Goal: Search the material for the string "index", then return every line where it is found.

— Start Data segment —

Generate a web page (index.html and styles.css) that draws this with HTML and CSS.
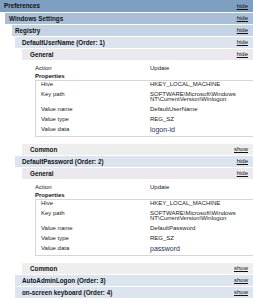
FILE: index.html
```html
<!DOCTYPE html>
<html lang="en">
<head>
  <meta charset="UTF-8">
  <title>Preferences</title>
  <link rel="stylesheet" href="styles.css">
</head>
<body>
  <div class="bar he0"><span>Preferences</span><a class="expando">hide</a></div>
  <div class="lvl1">
    <div class="bar he1"><span>Windows Settings</span><a class="expando">hide</a></div>
    <div class="lvl2">
      <div class="bar he2"><span>Registry</span><a class="expando">hide</a></div>
      <div class="lvl3">

        <!-- DefaultUserName -->
        <div class="bar he3"><span>DefaultUserName (Order: 1)</span><a class="expando">hide</a></div>
        <div class="lvl4">
          <div class="bar he4"><span>General</span><a class="expando">hide</a></div>
          <div class="content">
            <div class="info"><span class="lbl">Action</span><span>Update</span></div>
            <div class="subtitle">Properties</div>
            <div class="props">
              <div class="prow"><span>Hive</span><span>HKEY_LOCAL_MACHINE</span></div>
              <div class="prow"><span>Key path</span><span>SOFTWARE\Microsoft\Windows NT\CurrentVersion\Winlogon</span></div>
              <div class="prow"><span>Value name</span><span>DefaultUserName</span></div>
              <div class="prow"><span>Value type</span><span>REG_SZ</span></div>
              <div class="prow"><span>Value data</span><span class="data">logon-id</span></div>
            </div>
          </div>
          <div class="bar he4 common"><span>Common</span><a class="expando">show</a></div>
        </div>

        <!-- DefaultPassword -->
        <div class="bar he3"><span>DefaultPassword (Order: 2)</span><a class="expando">hide</a></div>
        <div class="lvl4">
          <div class="bar he4"><span>General</span><a class="expando">hide</a></div>
          <div class="content">
            <div class="info"><span class="lbl">Action</span><span>Update</span></div>
            <div class="subtitle">Properties</div>
            <div class="props">
              <div class="prow"><span>Hive</span><span>HKEY_LOCAL_MACHINE</span></div>
              <div class="prow"><span>Key path</span><span>SOFTWARE\Microsoft\Windows NT\CurrentVersion\Winlogon</span></div>
              <div class="prow"><span>Value name</span><span>DefaultPassword</span></div>
              <div class="prow"><span>Value type</span><span>REG_SZ</span></div>
              <div class="prow"><span>Value data</span><span class="data">password</span></div>
            </div>
          </div>
          <div class="bar he4 common"><span>Common</span><a class="expando">show</a></div>
        </div>

        <div class="bar he3"><span>AutoAdminLogon (Order: 3)</span><a class="expando">show</a></div>
        <div class="bar he3"><span>on-screen keyboard (Order: 4)</span><a class="expando">show</a></div>
      </div>
    </div>
  </div>
</body>
</html>
```

FILE: styles.css
```css
* { margin: 0; padding: 0; box-sizing: border-box; }
body {
  font-family: 'Liberation Sans', Arial, sans-serif;
  font-size: 6px;
  color: #222;
  background-color: #fff;
  overflow: hidden;
}

/* Section header bars */
.bar {
  display: flex;
  justify-content: space-between;
  height: 11px;
  line-height: 11px;
  margin-bottom: 1px;
  padding-right: 5px;
  font-size: 6.3px;
  font-weight: bold;
  color: #111;
  white-space: nowrap;
}
.expando {
  font-size: 6px;
  font-weight: normal;
  color: #111;
  text-decoration: underline;
}
.he0 { height: 12px; line-height: 12px; background-color: #7f9fc0; padding-left: 4px; }
.he1 { background-color: #a8bfd7; padding-left: 4px; }
.he2 { background-color: #c5d4e4; padding-left: 3px; }
.he3 { background-color: #dce4ef; padding-left: 7px; }
.he4 { background-color: #ece9ee; padding-left: 8px; }
.he4.common { background-color: #eeeeee; }

/* Nesting indents */
.lvl1 { margin-left: 5px; }
.lvl2 { margin-left: 7px; }
.lvl3 { margin-left: 3px; }
.lvl4 { margin-left: 7px; }

/* Section body */
.content { padding: 3px 0 7px 13px; }
.info { display: flex; line-height: 8px; }
.info .lbl { width: 115px; }
.subtitle { font-weight: bold; line-height: 8px; color: #111; }

.props { border: 1px solid #d6d6d6; border-right: none; }
.prow {
  display: grid;
  grid-template-columns: 114px 1fr;
  line-height: 5px;
  padding: 0.8px 0 4.2px;
}
.prow span:first-child { padding-left: 5px; }
.prow .data { font-size: 7px; color: #22305a; }
```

— End Data segment —

Reply to the exercise:
Generate a web page (index.html and styles.css) that draws this with HTML and CSS.
FILE: index.html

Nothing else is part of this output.